The State now moves pursuant to section 9 of the Court of Claims Act and section 505 (subd [C]) of the Eminent Domain Procedure Law (EDPL) to settle title to the appropriated property, and for an order amending the map and description of the lands to be acquired, nunc pro tune, to indicate that title to the oil and gas rights remains with the claimants. Counsel for the claimants did not appear on the return date of the motion, nor file any papers in opposition thereto. We are advised by the Assistant Attorney-General that the claimants’ counsel acquiesces in the relief sought. Aside from that, the court has no indication of the claimants’ posture.

It appears that the interest of both parties would be served by this court granting the relief that is applied for; however, it is our conclusion that we do not have the authority to do so.

EDPL 505 (subd [C]) confers jurisdiction upon this court to determine questions relating to the title to appropriated property. This authority cannot be construed to grant us power to divest title once it is firmly and lawfully vested. A study of the statutes and the case law compels the conclusion that title to the mineral rights of the claimants’ property vested in the State of New York upon the filing of the appropriation map in the Chautauqua County Clerk’s office. (EDPL 402, subd [A], par [3]; Buf*958falo Val. Realty Co. v State of New York, 273 NY 319; Queensboro Farm Prods, v State of New York, 6 Misc 2d 445, affd 5 AD2d 967, affd 5 NY2d 977; see, also, 2 Nichols, Eminent Domain [3d ed], § 6.12, and the authorities cited in note 4; 17 Carmody-Wait 2d, NY Prac, § 108:102.)

Although the State has the power to reconvey title to property it appropriated and subsequently determined to be in excess of its needs (see, generally, McKinney’s Cons Laws of NY, Book 16A, EDPL 406, and the case notes thereunder; cf. ECL 3-0305, subd 11), it cannot accomplish this result unilaterally, nor by an order of this court. (Minesta Realty Co. v State of New York, 26 AD2d 592; Queensboro Farm Prods, v State of New York, supra; Levin v State of New York, 56 Misc 2d 510.)

The apparent and most reasonable solution to an inadvertent or mistaken appropriation is a reconveyance to the former owner. It is appropriate to observe at this point that such a seemingly simple solution is probably incapable of accomplishment because of the bureaucratic and governmental roadblocks. However, the case law has strictly adhered to the rule that an appropriation map cannot be amended subsequent to its filing in the office of the county clerk because title to the property vests simultaneously with the filing, and the condemnor cannot thereafter change its mind. (Kahlen v State of New York, 223 NY 383, 390; Wolfe v State of New York, 22 NY2d 292; see, also, Vedder v State of New York, 30 AD2d 987.)
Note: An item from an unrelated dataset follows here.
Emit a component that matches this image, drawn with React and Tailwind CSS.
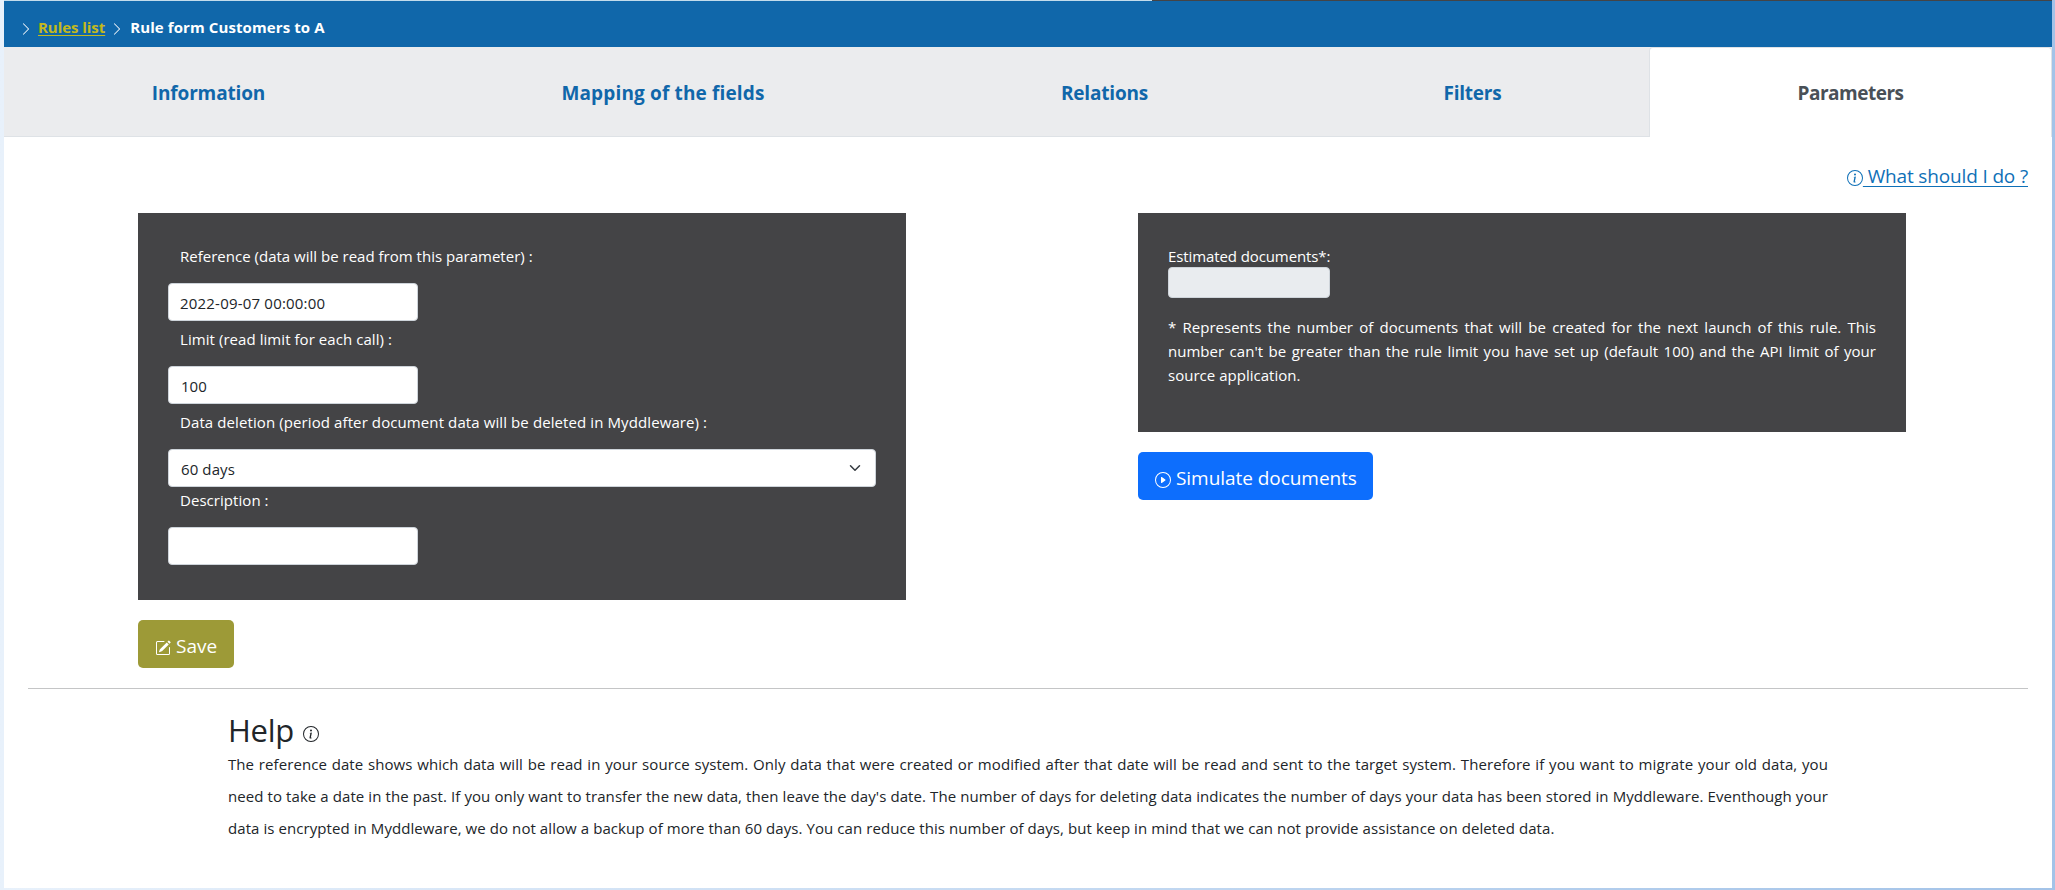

While this may appear to provide unnecessary protection to the claimants in the situation at bar, there is ample justification for the rule. Once the State has exercised its right of eminent domain, the former owner must be afforded the protection of knowing exactly what the State acquired. (Wolfe v State of New York, supra; Terrace Hotel Co. v State of New York, 19 NY2d 526; Vedder v State of New York, supra.) It is not difficult to envision the myriad problems that would be presented if the State were able to retract this appropriation by any unilateral device.

*959The inference this court draws from the facts and information before it is that this is a situation where both sides would prefer to “undo” the appropriation, and return to the status quo rather than risk the uncertainties of court determined damages, or where compensation in any amount would not be adequate for an intangible value. It is our suggestion that the State and the claimants arrange a simple transfer accompanied by a release of any claim for damages.

Having determined that this court lacks the power to grant the relief requested, this motion is denied.